------ Provided material ------
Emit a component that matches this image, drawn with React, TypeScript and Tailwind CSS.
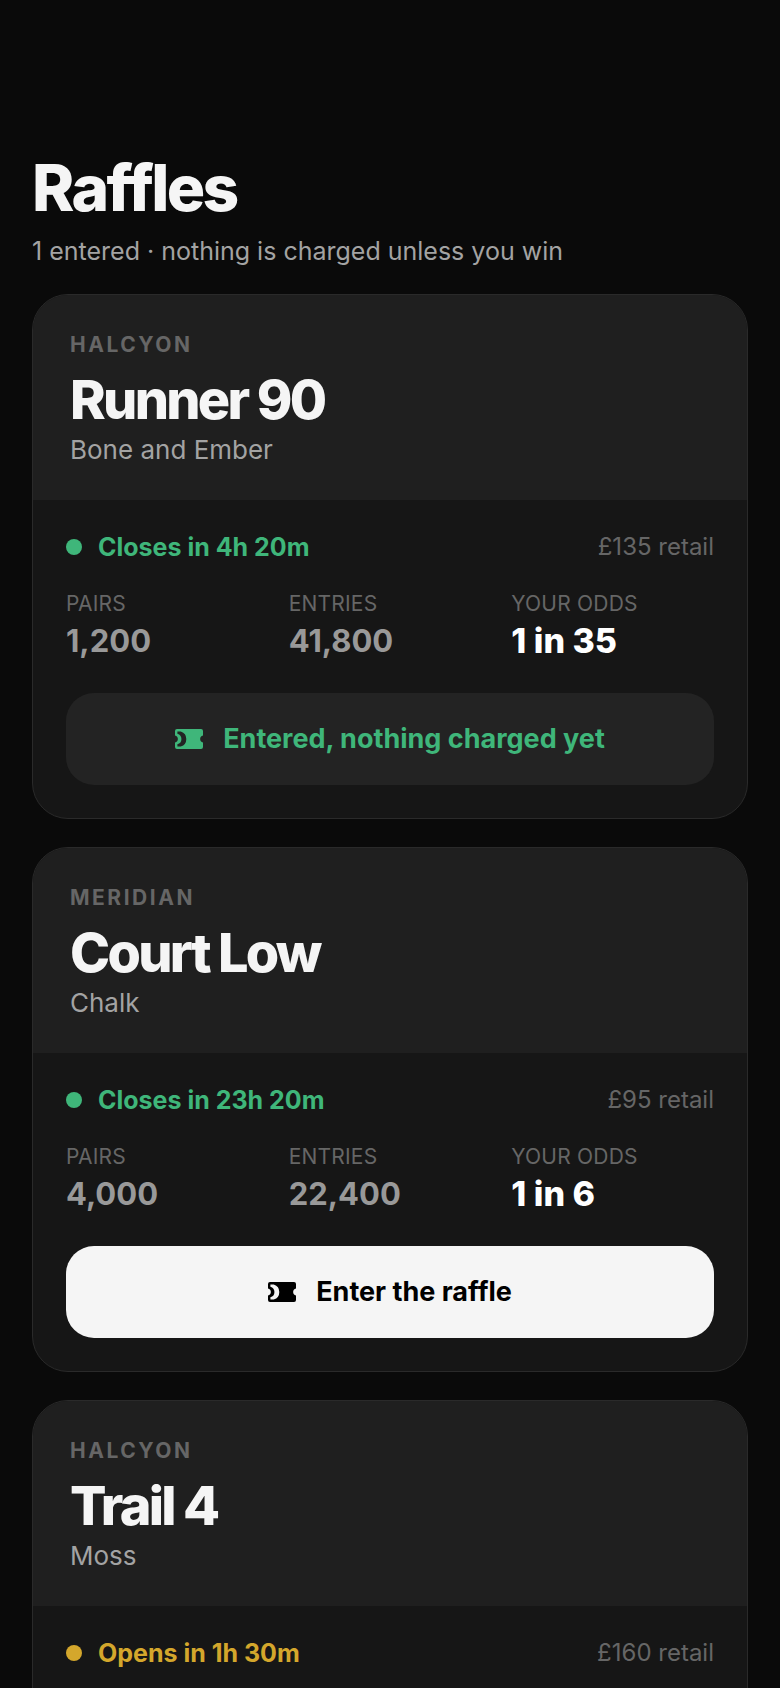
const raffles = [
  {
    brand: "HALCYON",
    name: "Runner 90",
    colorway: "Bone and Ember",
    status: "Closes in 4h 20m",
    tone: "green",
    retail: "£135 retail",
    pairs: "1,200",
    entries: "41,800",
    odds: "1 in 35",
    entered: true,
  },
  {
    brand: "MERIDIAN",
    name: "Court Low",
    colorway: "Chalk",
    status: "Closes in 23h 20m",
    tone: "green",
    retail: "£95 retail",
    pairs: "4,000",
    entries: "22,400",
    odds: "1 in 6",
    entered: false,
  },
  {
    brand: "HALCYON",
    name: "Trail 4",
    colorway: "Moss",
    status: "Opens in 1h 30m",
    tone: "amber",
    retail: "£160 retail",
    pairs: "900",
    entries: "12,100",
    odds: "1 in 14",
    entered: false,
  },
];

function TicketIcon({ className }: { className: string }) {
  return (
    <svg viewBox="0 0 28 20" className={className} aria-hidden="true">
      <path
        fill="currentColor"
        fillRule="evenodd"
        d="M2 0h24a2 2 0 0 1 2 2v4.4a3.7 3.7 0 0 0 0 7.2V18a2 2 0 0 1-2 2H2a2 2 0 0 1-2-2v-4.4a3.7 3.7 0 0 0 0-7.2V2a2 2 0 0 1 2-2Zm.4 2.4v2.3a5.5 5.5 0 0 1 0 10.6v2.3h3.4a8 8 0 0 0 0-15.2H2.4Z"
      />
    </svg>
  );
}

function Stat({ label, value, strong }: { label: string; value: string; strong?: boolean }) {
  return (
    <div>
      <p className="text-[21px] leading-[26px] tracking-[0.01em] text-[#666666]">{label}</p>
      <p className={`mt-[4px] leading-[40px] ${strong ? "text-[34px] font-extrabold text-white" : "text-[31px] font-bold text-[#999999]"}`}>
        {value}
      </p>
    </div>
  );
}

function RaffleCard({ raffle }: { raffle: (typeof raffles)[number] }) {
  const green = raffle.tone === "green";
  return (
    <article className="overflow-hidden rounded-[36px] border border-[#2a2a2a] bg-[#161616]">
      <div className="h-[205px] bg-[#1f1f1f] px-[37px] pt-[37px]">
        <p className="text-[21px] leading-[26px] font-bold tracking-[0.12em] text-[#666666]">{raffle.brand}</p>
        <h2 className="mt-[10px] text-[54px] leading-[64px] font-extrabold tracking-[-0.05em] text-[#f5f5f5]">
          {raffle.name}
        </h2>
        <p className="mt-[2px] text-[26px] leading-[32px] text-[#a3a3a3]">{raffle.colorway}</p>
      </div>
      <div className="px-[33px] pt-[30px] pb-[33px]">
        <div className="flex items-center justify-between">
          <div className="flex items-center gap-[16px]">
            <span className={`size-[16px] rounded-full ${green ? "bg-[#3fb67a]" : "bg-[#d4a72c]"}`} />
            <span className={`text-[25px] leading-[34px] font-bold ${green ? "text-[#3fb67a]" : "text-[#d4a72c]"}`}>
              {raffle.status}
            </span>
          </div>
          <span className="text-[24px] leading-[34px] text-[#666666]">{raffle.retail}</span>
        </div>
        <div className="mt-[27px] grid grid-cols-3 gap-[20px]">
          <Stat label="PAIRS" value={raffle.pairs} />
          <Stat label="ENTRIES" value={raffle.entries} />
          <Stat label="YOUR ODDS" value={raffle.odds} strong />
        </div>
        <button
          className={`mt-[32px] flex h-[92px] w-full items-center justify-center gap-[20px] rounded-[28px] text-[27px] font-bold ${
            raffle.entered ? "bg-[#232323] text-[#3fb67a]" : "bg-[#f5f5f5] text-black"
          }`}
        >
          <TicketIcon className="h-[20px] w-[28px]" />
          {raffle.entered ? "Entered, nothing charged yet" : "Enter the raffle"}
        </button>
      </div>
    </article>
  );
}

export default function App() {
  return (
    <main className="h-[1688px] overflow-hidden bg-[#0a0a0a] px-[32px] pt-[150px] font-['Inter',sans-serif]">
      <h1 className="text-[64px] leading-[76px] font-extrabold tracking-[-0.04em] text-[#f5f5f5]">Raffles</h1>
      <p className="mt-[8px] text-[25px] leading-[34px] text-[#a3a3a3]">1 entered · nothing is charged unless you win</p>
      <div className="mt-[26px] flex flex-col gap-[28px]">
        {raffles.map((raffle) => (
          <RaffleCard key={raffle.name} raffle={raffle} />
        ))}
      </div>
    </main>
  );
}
------
== Description of the task ==
Reproduce the material in full, word for word, and omit the pictures.

== Task response ==
Emit a component that matches this image, drawn with React, TypeScript and Tailwind CSS.
const raffles = [
  {
    brand: "HALCYON",
    name: "Runner 90",
    colorway: "Bone and Ember",
    status: "Closes in 4h 20m",
    tone: "green",
    retail: "£135 retail",
    pairs: "1,200",
    entries: "41,800",
    odds: "1 in 35",
    entered: true,
  },
  {
    brand: "MERIDIAN",
    name: "Court Low",
    colorway: "Chalk",
    status: "Closes in 23h 20m",
    tone: "green",
    retail: "£95 retail",
    pairs: "4,000",
    entries: "22,400",
    odds: "1 in 6",
    entered: false,
  },
  {
    brand: "HALCYON",
    name: "Trail 4",
    colorway: "Moss",
    status: "Opens in 1h 30m",
    tone: "amber",
    retail: "£160 retail",
    pairs: "900",
    entries: "12,100",
    odds: "1 in 14",
    entered: false,
  },
];

function TicketIcon({ className }: { className: string }) {
  return (
    <svg viewBox="0 0 28 20" className={className} aria-hidden="true">
      <path
        fill="currentColor"
        fillRule="evenodd"
        d="M2 0h24a2 2 0 0 1 2 2v4.4a3.7 3.7 0 0 0 0 7.2V18a2 2 0 0 1-2 2H2a2 2 0 0 1-2-2v-4.4a3.7 3.7 0 0 0 0-7.2V2a2 2 0 0 1 2-2Zm.4 2.4v2.3a5.5 5.5 0 0 1 0 10.6v2.3h3.4a8 8 0 0 0 0-15.2H2.4Z"
      />
    </svg>
  );
}

function Stat({ label, value, strong }: { label: string; value: string; strong?: boolean }) {
  return (
    <div>
      <p className="text-[21px] leading-[26px] tracking-[0.01em] text-[#666666]">{label}</p>
      <p className={`mt-[4px] leading-[40px] ${strong ? "text-[34px] font-extrabold text-white" : "text-[31px] font-bold text-[#999999]"}`}>
        {value}
      </p>
    </div>
  );
}

function RaffleCard({ raffle }: { raffle: (typeof raffles)[number] }) {
  const green = raffle.tone === "green";
  return (
    <article className="overflow-hidden rounded-[36px] border border-[#2a2a2a] bg-[#161616]">
      <div className="h-[205px] bg-[#1f1f1f] px-[37px] pt-[37px]">
        <p className="text-[21px] leading-[26px] font-bold tracking-[0.12em] text-[#666666]">{raffle.brand}</p>
        <h2 className="mt-[10px] text-[54px] leading-[64px] font-extrabold tracking-[-0.05em] text-[#f5f5f5]">
          {raffle.name}
        </h2>
        <p className="mt-[2px] text-[26px] leading-[32px] text-[#a3a3a3]">{raffle.colorway}</p>
      </div>
      <div className="px-[33px] pt-[30px] pb-[33px]">
        <div className="flex items-center justify-between">
          <div className="flex items-center gap-[16px]">
            <span className={`size-[16px] rounded-full ${green ? "bg-[#3fb67a]" : "bg-[#d4a72c]"}`} />
            <span className={`text-[25px] leading-[34px] font-bold ${green ? "text-[#3fb67a]" : "text-[#d4a72c]"}`}>
              {raffle.status}
            </span>
          </div>
          <span className="text-[24px] leading-[34px] text-[#666666]">{raffle.retail}</span>
        </div>
        <div className="mt-[27px] grid grid-cols-3 gap-[20px]">
          <Stat label="PAIRS" value={raffle.pairs} />
          <Stat label="ENTRIES" value={raffle.entries} />
          <Stat label="YOUR ODDS" value={raffle.odds} strong />
        </div>
        <button
          className={`mt-[32px] flex h-[92px] w-full items-center justify-center gap-[20px] rounded-[28px] text-[27px] font-bold ${
            raffle.entered ? "bg-[#232323] text-[#3fb67a]" : "bg-[#f5f5f5] text-black"
          }`}
        >
          <TicketIcon className="h-[20px] w-[28px]" />
          {raffle.entered ? "Entered, nothing charged yet" : "Enter the raffle"}
        </button>
      </div>
    </article>
  );
}

export default function App() {
  return (
    <main className="h-[1688px] overflow-hidden bg-[#0a0a0a] px-[32px] pt-[150px] font-['Inter',sans-serif]">
      <h1 className="text-[64px] leading-[76px] font-extrabold tracking-[-0.04em] text-[#f5f5f5]">Raffles</h1>
      <p className="mt-[8px] text-[25px] leading-[34px] text-[#a3a3a3]">1 entered · nothing is charged unless you win</p>
      <div className="mt-[26px] flex flex-col gap-[28px]">
        {raffles.map((raffle) => (
          <RaffleCard key={raffle.name} raffle={raffle} />
        ))}
      </div>
    </main>
  );
}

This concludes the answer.